The compost "food" material is broken down to "dry" and "wet," kitchen and yard, or in eco-terms, "browns" and "greens". When you think green, think wet. When you think brown, think dry. When you're feeling blue, think of your finished compost and it will put a smile on your face. Now, back to the basics.

Greens can come from the yard or farm as grass clippings, plants, manure (certain types), green leaves, fruit and veggie scraps, etc. They hold moisture in captivity, and anyone who has tried to sun dry fresh fruit or vegetables knows how much moisture content that has to be evaporated before the dried edible product is ready for inclusion in your backpack. Coffee grounds, eggshells and depleted tea bags are a wonderful addition too. The greens are a source of rich nitrogen, and an excellent provider of protein for the proletarian like microbes as they Greens are great additives to the mix but as always with greens, mix them well with dry browns so they don't mat up space to cut off air circulation.

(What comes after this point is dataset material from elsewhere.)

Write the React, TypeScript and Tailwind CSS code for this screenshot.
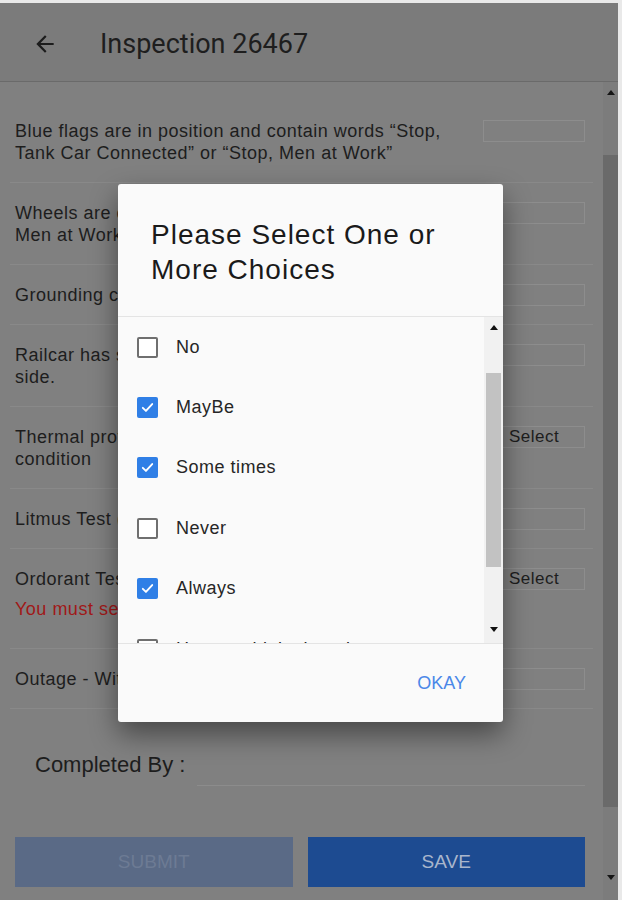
import React from "react";

type Row = { lines: string[]; select?: boolean; error?: string };

const rows: Row[] = [
  { lines: ["Blue flags are in position and contain words “Stop,", "Tank Car Connected” or “Stop, Men at Work”"] },
  { lines: ["Wheels are chocked and signs placed “Stop,", "Men at Work”"] },
  { lines: ["Grounding cable is connected"] },
  { lines: ["Railcar has safety placards on each", "side."] },
  { lines: ["Thermal protection is in good", "condition"], select: true },
  { lines: ["Litmus Test (pH)"] },
  { lines: ["Ordorant Test"], select: true, error: "You must select a value" },
  { lines: ["Outage - Within Limits"] },
];

const options = [
  { label: "No", checked: false },
  { label: "MayBe", checked: true },
  { label: "Some times", checked: true },
  { label: "Never", checked: false },
  { label: "Always", checked: true },
  { label: "Have to think about it", checked: false },
];

function TriUp({ color = "#111" }: { color?: string }) {
  return (
    <svg width="8" height="5" viewBox="0 0 8 5">
      <path d="M0 5 L4 0 L8 5 Z" fill={color} />
    </svg>
  );
}
function TriDown({ color = "#111" }: { color?: string }) {
  return (
    <svg width="8" height="5" viewBox="0 0 8 5">
      <path d="M0 0 L8 0 L4 5 Z" fill={color} />
    </svg>
  );
}

function Checkbox({ checked }: { checked: boolean }) {
  if (checked) {
    return (
      <div className="w-[21px] h-[21px] shrink-0 rounded-[2px] bg-[#2f7fe6] flex items-center justify-center">
        <svg width="15" height="15" viewBox="0 0 24 24">
          <path d="M4.5 12.5 L9.5 17.5 L19.5 6.5" fill="none" stroke="#ffffff" strokeWidth="3" strokeLinecap="round" strokeLinejoin="round" />
        </svg>
      </div>
    );
  }
  return <div className="w-[21px] h-[21px] shrink-0 rounded-[2px] border-2 border-[#6f6f6f] bg-white" />;
}

export default function App() {
  return (
    <div className="relative w-[622px] h-[900px] overflow-hidden bg-[#e9e9e9] font-['Liberation_Sans',Arial,sans-serif]">
      <div className="mt-[3px] mr-[4px] h-[897px] flex flex-col">
        {/* header */}
        <div className="h-[79px] shrink-0 bg-[#7b7b7b] border-b border-[#6a6a6a] flex items-center pt-[4px]">
          <div className="ml-[32px] w-[26px] h-[26px] flex items-center justify-center">
            <svg width="26" height="26" viewBox="0 0 24 24">
              <path d="M20 11H7.83l5.59-5.59L12 4l-8 8 8 8 1.41-1.41L7.83 13H20v-2z" fill="#1c1c1c" />
            </svg>
          </div>
          <div className="ml-[42px] font-['Roboto',sans-serif] text-[27px] text-[#1e1e1e] leading-none">Inspection 26467</div>
        </div>

        {/* body */}
        <div className="flex-1 min-h-0 flex bg-[#808080]">
          <div className="flex-1 min-w-0 pt-[19px]">
            {rows.map((r, i) => (
              <div key={i} className="mx-[10px] border-b border-[#898989] pt-[19px] pb-[18px] pl-[5px] pr-[8px] flex items-start">
                <div className="w-[455px] text-[18px] tracking-[0.5px] leading-[22px] text-[#1d1d1d]">
                  {r.lines.map((l, j) => (
                    <div key={j} className="whitespace-nowrap">{l}</div>
                  ))}
                  {r.error && (
                    <div className="mt-[8px] mb-[10px] text-[#a01818] whitespace-nowrap">{r.error}</div>
                  )}
                </div>
                <div className="ml-auto w-[102px] h-[22px] shrink-0 border border-[#8d8d8d] flex items-center justify-center text-[17px] tracking-[0.5px] text-[#1d1d1d]">
                  {r.select ? "Select" : ""}
                </div>
              </div>
            ))}
            {/* completed by */}
            <div className="mt-[42px] pl-[35px] pr-[18px] flex items-start">
              <div className="text-[22px] leading-[28px] text-[#1d1d1d] whitespace-nowrap">Completed By :</div>
              <div className="ml-[12px] flex-1 h-[35px] border-b border-[#8c8c8c]" />
            </div>
            {/* buttons */}
            <div className="mt-[51px] pl-[15px] pr-[18px] flex gap-[15px]">
              <div className="flex-1 h-[50px] bg-[#5a6a86] flex items-center justify-center text-[19px] text-[#6d7b94]">SUBMIT</div>
              <div className="flex-1 h-[50px] bg-[#1d4b91] flex items-center justify-center text-[19px] text-[#a9b6cc]">SAVE</div>
            </div>
          </div>
          {/* page scrollbar */}
          <div className="w-[15px] shrink-0 bg-[#7c7c7c] flex flex-col items-stretch">
            <div className="h-[20px] flex items-center justify-center"><TriUp color="#151515" /></div>
            <div className="h-[53px]" />
            <div className="h-[652px] bg-[#6a6a6a]" />
            <div className="flex-1" />
            <div className="h-[30px] flex items-start justify-center pt-[5px]"><TriDown color="#151515" /></div>
          </div>
        </div>
      </div>

      {/* dialog */}
      <div className="absolute left-[118px] top-[184px] w-[385px] h-[538px] bg-[#fafafa] rounded-[3px] shadow-[0_12px_28px_rgba(0,0,0,0.45)] flex flex-col overflow-hidden">
        <div className="h-[132px] shrink-0 pl-[33px] pt-[33px] text-[28px] tracking-[1px] leading-[35px] text-[#1a1a1a]">
          <div className="whitespace-nowrap">Please Select One or</div>
          <div className="whitespace-nowrap">More Choices</div>
        </div>
        <div className="h-[328px] shrink-0 border-t border-b border-[#e4e4e4] flex">
          <div className="flex-1 overflow-hidden">
            {options.map((o, i) => (
              <div key={i} className="h-[60.4px] shrink-0 flex items-center pl-[19px]">
                <Checkbox checked={o.checked} />
                <span className="ml-[18px] text-[18px] tracking-[0.5px] text-[#262626] whitespace-nowrap">{o.label}</span>
              </div>
            ))}
          </div>
          <div className="w-[19px] shrink-0 bg-[#f1f1f1] flex flex-col">
            <div className="h-[20px] flex items-center justify-center"><TriUp /></div>
            <div className="h-[36px]" />
            <div className="h-[194px] mx-[2px] bg-[#c2c2c2]" />
            <div className="flex-1" />
            <div className="h-[20px] flex items-start justify-center pt-[4px]"><TriDown /></div>
          </div>
        </div>
        <div className="flex-1 flex items-center justify-end pr-[37px]">
          <span className="text-[18px] text-[#4a87e8]">OKAY</span>
        </div>
      </div>
    </div>
  );
}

When you think "brown", think dry. Old leaves, dead plants, wood chips, straw, sawdust. These act as a source of energy for the microbes, and because they are dry by nature, should be moistened prior to inclusion to your fermenting compost horn of plenty. The balance of dry and wet compliment each other as the bulkier browns help with aeration, and the wet greens maintain adequate moisture levels.

Anyone who has spent much time in the woods or on the road, knows that hardwoods make for a long lasting camp cooking fire, while the pines flame up and burn fast for quick hot fires. In the compost, the connifers breakdown slower than hardwoods, perhaps because of the water and sap (a great campfire starter by the way) content in them.

Compost don'ts. Don't add chemically treated woods, and human waste or humamure is an absolute no-no. You may live the healthy lifestyle, eat properly and live to be 100, but adding humanure to the pile is dangerous and potentially poisonous, If you think manure just happens, think again. When it comes to manure...get a horse! Or a cow or a chicken even. Pet droppings from Fido and Felix? Forgettaboutit. Meat fat and bones will take a millenium to breakdown so don't waste your time with that waste matter either. Diseased plants, and dormant, not dead weeds that can regenerate in the pile and end up in your garden along with your plethora of plenty is also verbotten.

Composting is a very personal endeavor dealing with "browns and greens," air and water amounts and making sure you have enough nitrogen and protein in the pile to keep the workers happy. When compost is complete, It's ready for the garden or mulch. Mulch prevents erosion, water evaporation and the drying affect of wind and sun. As it decomposes the mulch will release nutrients to the soil and the worms will have the equivilent of a farmhands field day.

Completed compost is pure organi-poetry. It has a feel and smell all it's own. It also has a magic and a power all it's own when placed in heaping harmonious helpings onto and into the garden. In martial arts, the goal is to attain a black belt, in the garden, a simple "greenbelt" along with a "green thumb" will do just fine.